WHAT IS NEEDED — Report, as a bare number, how many lines of the material below contain the word "screenshot".

THE DATA —
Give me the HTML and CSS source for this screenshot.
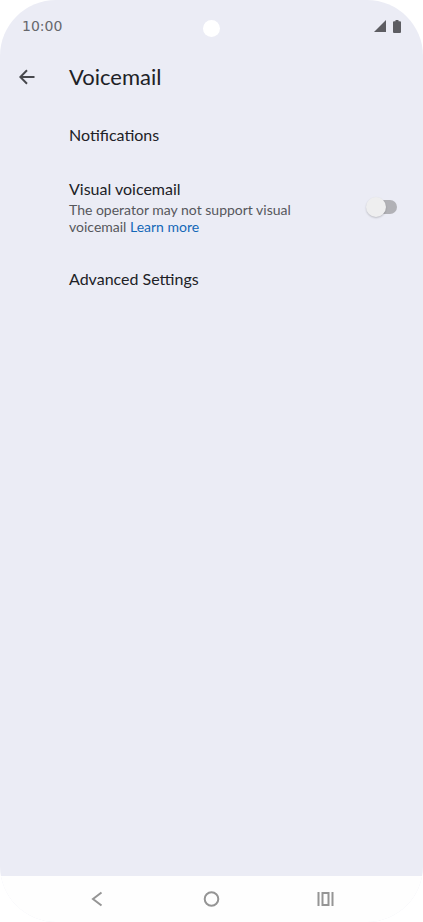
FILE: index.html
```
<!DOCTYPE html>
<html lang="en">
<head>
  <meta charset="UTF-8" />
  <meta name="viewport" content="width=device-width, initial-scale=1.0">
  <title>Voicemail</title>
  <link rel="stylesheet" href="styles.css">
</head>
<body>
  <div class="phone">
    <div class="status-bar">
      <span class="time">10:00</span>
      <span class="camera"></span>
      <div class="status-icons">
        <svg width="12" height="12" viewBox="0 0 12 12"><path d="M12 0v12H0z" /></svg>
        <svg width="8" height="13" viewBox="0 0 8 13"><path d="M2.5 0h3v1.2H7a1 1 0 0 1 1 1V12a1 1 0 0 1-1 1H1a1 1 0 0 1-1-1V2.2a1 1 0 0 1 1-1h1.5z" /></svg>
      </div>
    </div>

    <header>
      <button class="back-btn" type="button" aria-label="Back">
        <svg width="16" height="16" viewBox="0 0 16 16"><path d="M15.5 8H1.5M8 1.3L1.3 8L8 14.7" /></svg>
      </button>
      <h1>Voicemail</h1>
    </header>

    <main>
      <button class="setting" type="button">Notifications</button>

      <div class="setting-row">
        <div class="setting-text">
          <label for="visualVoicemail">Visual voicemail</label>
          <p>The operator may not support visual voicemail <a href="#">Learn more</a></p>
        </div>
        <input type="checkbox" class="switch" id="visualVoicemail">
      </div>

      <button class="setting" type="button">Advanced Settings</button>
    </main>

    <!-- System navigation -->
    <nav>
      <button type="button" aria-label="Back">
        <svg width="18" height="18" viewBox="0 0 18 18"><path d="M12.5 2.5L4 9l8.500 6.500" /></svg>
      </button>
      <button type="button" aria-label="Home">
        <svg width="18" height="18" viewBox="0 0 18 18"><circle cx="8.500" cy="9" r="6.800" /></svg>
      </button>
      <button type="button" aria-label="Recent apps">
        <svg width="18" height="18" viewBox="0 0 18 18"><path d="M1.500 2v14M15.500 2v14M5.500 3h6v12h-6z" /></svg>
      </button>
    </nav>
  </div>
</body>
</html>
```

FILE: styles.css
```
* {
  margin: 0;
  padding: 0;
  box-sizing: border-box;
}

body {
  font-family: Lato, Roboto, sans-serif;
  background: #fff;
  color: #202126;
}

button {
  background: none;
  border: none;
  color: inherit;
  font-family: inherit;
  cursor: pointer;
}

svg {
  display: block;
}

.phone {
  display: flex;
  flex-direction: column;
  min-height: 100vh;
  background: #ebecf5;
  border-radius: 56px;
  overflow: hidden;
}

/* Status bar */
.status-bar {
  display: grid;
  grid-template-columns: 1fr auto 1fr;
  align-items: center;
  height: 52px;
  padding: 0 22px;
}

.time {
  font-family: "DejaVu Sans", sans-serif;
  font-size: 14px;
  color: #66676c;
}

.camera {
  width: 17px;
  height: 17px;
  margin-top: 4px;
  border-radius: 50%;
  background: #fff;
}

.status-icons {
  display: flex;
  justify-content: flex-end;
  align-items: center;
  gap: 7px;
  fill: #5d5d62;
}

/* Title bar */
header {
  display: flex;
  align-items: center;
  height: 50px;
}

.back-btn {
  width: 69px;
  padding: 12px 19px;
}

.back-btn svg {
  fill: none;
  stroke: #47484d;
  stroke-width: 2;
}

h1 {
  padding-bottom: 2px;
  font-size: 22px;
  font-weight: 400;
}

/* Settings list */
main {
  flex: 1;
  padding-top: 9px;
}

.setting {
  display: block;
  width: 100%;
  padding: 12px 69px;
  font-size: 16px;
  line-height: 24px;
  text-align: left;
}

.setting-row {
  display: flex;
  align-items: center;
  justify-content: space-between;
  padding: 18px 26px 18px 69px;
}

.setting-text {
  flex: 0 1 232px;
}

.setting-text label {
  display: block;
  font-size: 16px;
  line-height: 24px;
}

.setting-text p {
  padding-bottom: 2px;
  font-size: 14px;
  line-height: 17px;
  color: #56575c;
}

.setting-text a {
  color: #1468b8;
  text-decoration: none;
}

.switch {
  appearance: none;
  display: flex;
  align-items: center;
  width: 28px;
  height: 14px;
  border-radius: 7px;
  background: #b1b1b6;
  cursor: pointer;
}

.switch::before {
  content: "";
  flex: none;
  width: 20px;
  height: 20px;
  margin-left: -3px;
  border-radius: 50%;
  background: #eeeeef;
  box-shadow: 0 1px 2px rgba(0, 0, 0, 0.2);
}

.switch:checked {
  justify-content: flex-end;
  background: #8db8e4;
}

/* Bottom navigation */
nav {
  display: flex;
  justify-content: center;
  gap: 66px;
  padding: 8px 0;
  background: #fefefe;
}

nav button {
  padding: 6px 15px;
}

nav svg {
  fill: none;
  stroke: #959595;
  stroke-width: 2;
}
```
...
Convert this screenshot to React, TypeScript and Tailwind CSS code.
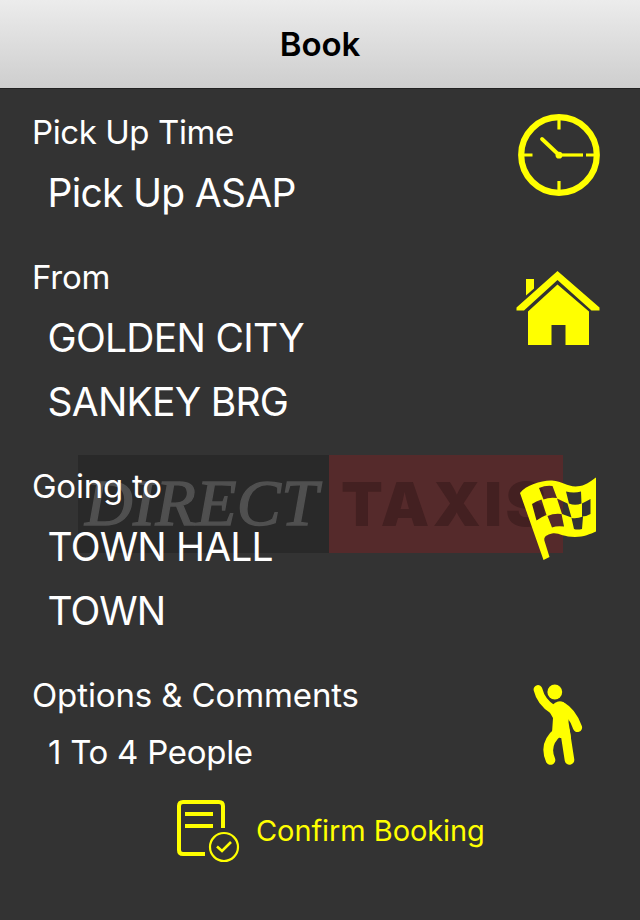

SOLUTION FOR THIS EXERCISE — 2